Louise Falcini checked roughly half of the place names against the images in the original documents to verify the accuracy of the transcription before modernising the spelling. Accuracy was high in the transcription of the documents on the ‘London Lives’ website, but was least successful with regards to personal names and places. Falcini checked for consistency of spelling of places/townships/counties in the finished dataset. 60 and 70 per cent of magistrates’ names were checked to verify spelling and identify unique individuals.

(3) Dataset description

Object name



Format names and versions

– CSV, txt.

Creation dates

Start date: 2012-04; end date: 2013-07.

Dataset Creators

Adam Crymble, University of Hertfordshire.

Louise Falcini, University of Reading.

Tim Hitchcock, University of Sussex.




CC-BY 4.0.

Repository name


Publication date


(4) Reuse potential

This dataset contains the names, genders, and points of origins of 14,789 vagrants – men, women, and children expelled from eighteenth-century London.

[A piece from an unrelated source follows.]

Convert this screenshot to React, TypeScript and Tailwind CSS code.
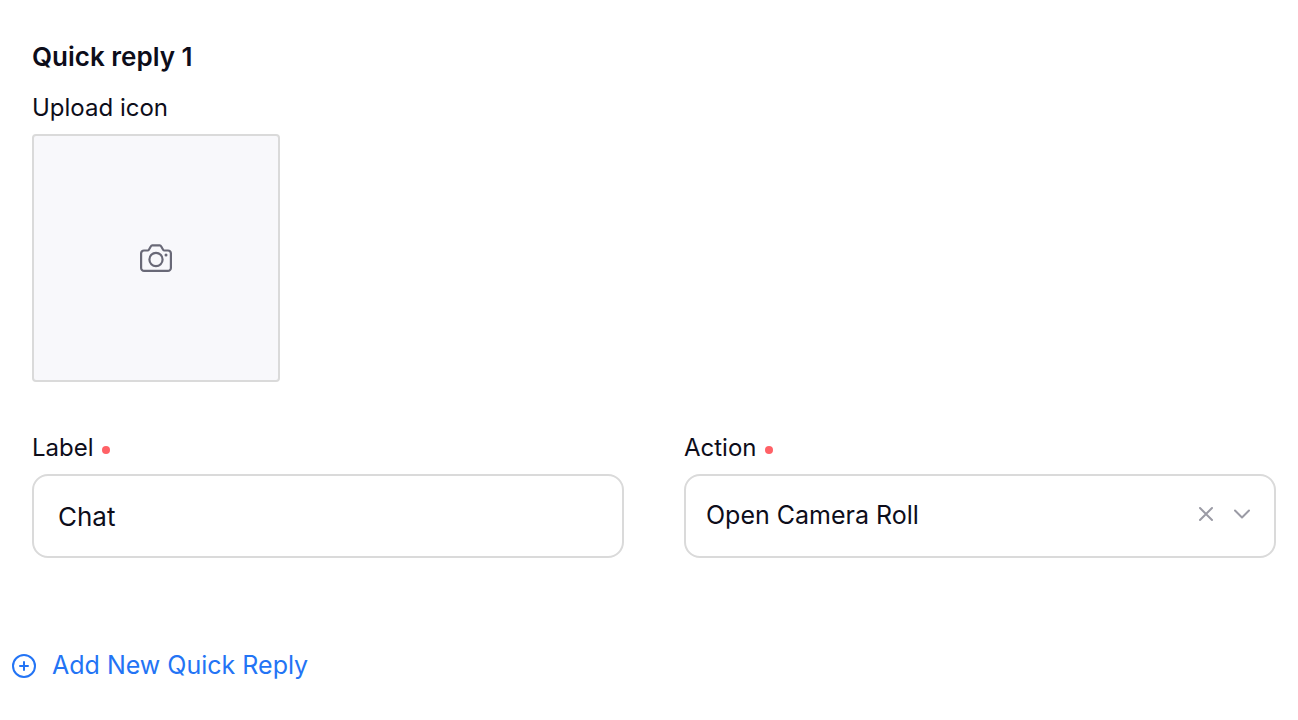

These data have reuse potential within studies of plebeian migration, demographic history, and the social history of London. The data could be combined with other similar sets of data, or could be mashed up with datasets that draw related variables together – cost of living at point of origin, or travel time to London in hours, for example.

The data also represent a clean set of records that can easily be geo-referenced and would be valuable as a teaching and learning tool for students trying digital mapping.

Anyone using the dataset for scholarly purposes is advised to consult the README file carefully, which explains the contents and limits of each column of data. In particular, the spelling of first names has been standardised (Wm = William, for example) and is not a direct transcription from the original historical source. All entries contain a URL where the original scanned primary source can be found for anyone needing to validate specific entries.

Competing Interests

The authors declare that they have no competing interests.